EXTRACTED MATERIAL ->
● ● ● ● ● ● ●

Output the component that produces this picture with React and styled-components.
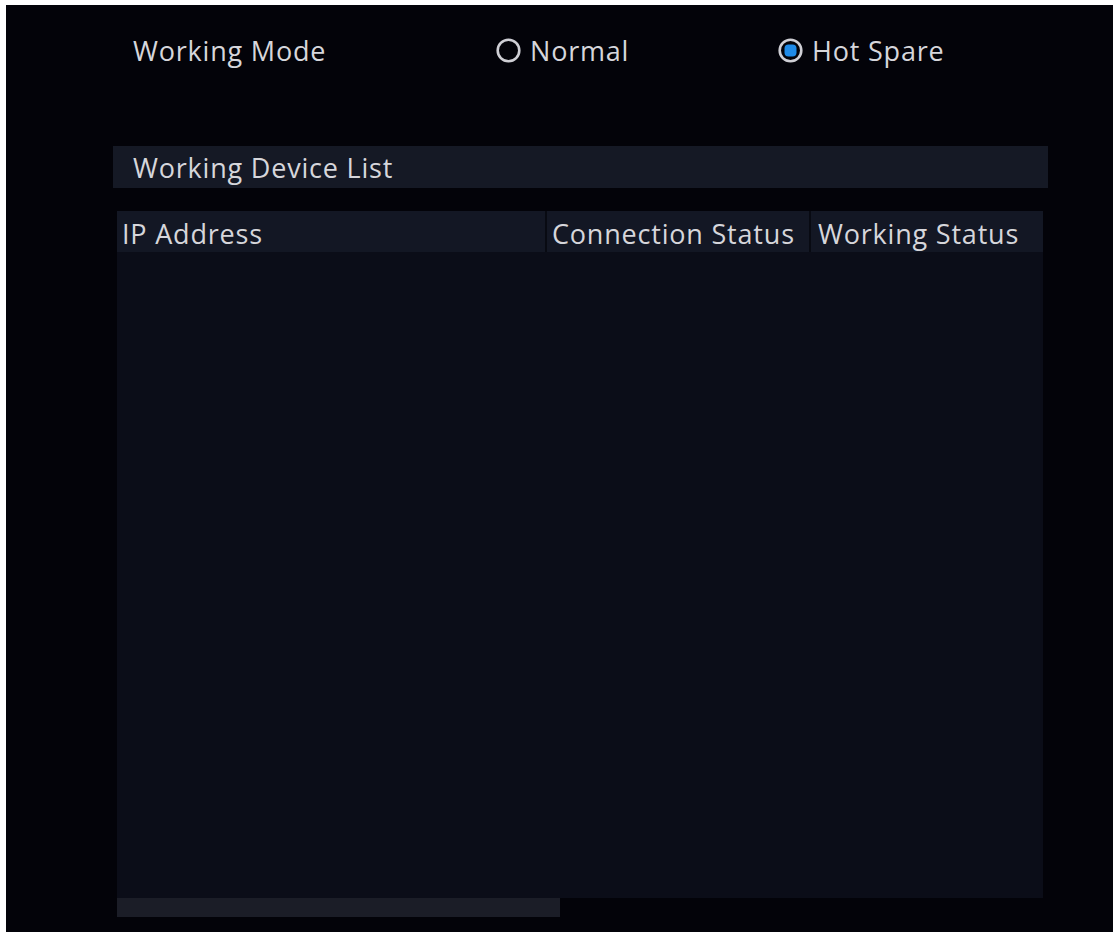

● ● ● ● ● ● ●

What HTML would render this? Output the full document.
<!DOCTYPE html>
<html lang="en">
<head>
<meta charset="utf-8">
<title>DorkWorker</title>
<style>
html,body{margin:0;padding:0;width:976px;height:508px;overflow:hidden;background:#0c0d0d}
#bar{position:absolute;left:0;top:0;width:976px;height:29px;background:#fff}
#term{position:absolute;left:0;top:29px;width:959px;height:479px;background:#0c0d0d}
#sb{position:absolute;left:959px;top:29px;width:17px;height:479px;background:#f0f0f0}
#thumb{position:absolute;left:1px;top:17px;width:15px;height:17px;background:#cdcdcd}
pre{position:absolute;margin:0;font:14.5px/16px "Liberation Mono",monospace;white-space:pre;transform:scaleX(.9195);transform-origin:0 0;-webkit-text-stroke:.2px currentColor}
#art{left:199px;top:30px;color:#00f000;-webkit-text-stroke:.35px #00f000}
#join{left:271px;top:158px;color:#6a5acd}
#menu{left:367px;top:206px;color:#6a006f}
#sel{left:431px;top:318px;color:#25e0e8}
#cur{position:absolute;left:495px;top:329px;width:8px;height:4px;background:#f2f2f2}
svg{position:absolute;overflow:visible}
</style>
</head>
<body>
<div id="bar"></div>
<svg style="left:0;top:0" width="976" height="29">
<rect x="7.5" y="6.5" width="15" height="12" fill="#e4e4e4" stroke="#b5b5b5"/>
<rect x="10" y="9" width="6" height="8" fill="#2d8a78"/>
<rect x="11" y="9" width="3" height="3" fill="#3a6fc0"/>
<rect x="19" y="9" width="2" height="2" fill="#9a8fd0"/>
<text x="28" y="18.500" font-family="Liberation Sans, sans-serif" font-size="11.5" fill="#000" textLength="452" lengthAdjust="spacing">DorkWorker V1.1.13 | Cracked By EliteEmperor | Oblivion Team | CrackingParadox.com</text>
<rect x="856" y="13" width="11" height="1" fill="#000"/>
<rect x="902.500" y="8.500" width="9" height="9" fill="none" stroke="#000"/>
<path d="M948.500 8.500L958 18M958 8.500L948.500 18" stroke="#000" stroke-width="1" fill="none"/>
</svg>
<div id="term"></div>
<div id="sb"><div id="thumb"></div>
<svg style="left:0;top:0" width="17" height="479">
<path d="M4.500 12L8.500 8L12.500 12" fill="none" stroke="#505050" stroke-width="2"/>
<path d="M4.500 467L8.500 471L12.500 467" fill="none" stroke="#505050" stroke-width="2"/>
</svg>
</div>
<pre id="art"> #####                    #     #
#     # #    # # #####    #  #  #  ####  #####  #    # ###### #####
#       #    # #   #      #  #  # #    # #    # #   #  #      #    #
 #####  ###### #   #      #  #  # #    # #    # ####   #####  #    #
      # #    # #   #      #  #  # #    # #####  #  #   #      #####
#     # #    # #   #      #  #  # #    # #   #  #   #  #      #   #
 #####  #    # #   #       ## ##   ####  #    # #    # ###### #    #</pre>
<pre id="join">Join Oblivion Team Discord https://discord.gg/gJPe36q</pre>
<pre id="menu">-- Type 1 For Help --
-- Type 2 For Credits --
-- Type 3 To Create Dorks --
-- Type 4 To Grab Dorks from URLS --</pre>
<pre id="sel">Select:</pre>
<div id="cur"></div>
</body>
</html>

● ● ● ● ● ● ●

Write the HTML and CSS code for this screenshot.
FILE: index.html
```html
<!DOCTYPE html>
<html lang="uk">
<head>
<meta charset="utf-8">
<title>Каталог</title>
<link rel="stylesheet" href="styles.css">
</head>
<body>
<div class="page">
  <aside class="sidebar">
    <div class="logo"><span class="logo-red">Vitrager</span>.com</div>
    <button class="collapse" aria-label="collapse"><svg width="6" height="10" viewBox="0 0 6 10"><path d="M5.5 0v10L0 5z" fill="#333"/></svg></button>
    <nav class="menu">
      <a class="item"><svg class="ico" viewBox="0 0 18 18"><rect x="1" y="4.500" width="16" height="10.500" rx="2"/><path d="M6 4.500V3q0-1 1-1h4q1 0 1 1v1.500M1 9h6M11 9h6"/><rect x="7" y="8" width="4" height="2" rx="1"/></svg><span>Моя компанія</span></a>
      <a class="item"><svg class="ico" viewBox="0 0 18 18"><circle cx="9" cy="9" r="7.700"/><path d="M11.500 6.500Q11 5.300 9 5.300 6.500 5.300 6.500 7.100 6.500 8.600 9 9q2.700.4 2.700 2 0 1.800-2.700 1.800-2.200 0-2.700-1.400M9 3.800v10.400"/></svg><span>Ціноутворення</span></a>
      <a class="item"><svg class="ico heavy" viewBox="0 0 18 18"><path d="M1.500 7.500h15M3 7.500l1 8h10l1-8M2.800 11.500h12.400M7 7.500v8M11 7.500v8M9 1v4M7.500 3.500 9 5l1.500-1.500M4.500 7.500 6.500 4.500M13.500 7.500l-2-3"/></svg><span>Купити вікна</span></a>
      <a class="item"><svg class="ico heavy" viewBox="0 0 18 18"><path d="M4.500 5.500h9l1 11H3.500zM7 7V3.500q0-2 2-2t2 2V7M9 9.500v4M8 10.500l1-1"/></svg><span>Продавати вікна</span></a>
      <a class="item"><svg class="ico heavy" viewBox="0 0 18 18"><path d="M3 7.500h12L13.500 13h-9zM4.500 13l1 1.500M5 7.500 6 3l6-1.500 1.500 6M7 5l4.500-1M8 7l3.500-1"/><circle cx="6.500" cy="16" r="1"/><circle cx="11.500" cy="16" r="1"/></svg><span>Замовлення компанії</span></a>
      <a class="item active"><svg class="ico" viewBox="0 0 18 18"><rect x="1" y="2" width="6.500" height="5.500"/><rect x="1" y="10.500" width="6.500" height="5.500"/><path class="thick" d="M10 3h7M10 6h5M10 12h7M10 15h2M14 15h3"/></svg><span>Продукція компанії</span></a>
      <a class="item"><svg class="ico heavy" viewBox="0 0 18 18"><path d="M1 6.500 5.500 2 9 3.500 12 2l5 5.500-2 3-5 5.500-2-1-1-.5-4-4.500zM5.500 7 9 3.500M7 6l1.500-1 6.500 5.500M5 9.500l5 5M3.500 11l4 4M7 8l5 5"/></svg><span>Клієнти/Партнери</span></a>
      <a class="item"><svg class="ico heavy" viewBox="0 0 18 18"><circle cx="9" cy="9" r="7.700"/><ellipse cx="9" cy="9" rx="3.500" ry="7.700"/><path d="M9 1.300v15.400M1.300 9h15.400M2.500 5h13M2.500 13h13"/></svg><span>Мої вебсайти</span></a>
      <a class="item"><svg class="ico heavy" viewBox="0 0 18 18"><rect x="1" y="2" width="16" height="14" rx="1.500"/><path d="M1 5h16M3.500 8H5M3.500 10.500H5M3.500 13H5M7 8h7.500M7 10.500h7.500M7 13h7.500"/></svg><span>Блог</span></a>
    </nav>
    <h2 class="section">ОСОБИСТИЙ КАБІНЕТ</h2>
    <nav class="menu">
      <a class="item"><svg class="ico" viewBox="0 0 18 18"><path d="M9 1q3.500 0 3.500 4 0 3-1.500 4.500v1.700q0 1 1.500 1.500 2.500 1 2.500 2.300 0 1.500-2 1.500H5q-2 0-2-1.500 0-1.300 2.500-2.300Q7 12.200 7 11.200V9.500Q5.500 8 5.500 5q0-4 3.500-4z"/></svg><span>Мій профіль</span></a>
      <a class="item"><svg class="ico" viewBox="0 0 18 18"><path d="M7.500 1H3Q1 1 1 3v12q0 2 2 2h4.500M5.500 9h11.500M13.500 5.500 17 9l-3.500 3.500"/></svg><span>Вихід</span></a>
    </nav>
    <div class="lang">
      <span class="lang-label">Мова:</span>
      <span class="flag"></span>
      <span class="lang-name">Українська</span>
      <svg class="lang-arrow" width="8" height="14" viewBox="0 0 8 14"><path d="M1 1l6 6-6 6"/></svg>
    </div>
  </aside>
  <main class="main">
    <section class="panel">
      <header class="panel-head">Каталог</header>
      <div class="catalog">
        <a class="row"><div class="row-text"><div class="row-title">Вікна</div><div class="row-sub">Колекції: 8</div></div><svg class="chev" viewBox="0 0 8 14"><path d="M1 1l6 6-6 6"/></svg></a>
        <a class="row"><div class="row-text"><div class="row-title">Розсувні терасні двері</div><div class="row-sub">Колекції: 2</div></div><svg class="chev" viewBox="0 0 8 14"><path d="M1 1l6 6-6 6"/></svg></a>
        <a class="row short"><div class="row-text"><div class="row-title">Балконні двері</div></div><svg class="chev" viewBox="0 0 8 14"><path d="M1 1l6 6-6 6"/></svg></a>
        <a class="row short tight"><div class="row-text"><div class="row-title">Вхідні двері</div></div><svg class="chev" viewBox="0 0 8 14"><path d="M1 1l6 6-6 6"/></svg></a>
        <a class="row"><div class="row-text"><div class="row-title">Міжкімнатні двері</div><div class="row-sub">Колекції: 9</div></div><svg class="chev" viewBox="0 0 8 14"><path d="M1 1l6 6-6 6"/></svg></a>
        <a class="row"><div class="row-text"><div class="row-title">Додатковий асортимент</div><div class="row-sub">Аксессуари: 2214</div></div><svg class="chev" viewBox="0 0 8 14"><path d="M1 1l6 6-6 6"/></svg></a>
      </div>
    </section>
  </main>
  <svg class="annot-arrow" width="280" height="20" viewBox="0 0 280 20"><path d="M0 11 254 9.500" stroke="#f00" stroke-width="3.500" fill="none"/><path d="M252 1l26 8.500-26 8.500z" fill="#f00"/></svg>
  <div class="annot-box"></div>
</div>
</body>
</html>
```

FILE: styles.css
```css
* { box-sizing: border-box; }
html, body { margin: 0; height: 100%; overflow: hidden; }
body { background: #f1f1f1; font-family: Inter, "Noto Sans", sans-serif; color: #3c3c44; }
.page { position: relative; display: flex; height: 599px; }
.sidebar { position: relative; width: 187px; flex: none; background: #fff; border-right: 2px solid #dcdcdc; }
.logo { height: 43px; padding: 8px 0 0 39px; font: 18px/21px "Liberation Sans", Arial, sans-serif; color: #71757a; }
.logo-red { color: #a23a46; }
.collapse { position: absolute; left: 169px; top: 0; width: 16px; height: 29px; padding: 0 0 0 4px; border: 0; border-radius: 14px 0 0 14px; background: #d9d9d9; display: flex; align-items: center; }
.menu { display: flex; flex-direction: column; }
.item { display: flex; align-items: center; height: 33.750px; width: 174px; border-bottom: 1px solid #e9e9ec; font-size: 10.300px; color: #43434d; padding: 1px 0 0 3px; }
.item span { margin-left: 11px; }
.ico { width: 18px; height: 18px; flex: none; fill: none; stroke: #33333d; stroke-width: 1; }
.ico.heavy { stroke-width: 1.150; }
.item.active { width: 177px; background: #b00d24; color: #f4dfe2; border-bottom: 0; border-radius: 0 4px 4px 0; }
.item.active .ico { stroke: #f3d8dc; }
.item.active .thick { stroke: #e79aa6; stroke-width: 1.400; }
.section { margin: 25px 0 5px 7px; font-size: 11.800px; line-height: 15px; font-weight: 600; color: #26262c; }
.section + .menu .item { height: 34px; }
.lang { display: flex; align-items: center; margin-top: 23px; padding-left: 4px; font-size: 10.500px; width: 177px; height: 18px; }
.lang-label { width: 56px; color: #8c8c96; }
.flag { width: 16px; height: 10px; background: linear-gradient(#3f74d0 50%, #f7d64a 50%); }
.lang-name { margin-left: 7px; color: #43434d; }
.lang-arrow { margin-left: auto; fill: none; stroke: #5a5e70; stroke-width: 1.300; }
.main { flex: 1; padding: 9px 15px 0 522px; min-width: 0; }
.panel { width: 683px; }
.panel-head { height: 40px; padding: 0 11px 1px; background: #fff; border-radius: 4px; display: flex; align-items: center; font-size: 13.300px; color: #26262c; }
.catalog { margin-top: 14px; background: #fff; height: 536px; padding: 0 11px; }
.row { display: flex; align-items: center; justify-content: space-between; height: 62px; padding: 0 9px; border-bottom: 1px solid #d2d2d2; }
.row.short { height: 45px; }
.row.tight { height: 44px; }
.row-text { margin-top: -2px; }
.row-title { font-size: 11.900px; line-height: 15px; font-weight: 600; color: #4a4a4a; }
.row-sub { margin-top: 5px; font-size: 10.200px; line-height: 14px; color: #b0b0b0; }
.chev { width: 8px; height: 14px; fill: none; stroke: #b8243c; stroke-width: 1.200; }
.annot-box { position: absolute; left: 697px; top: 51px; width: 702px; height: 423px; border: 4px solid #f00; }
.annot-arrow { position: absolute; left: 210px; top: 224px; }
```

● ● ● ● ● ● ●

GOAL ->
Find each line holding "this". Copy it out.

EXERCISE OUTPUT ->
Output the component that produces this picture with React and styled-components.
What HTML would render this? Output the full document.
Write the HTML and CSS code for this screenshot.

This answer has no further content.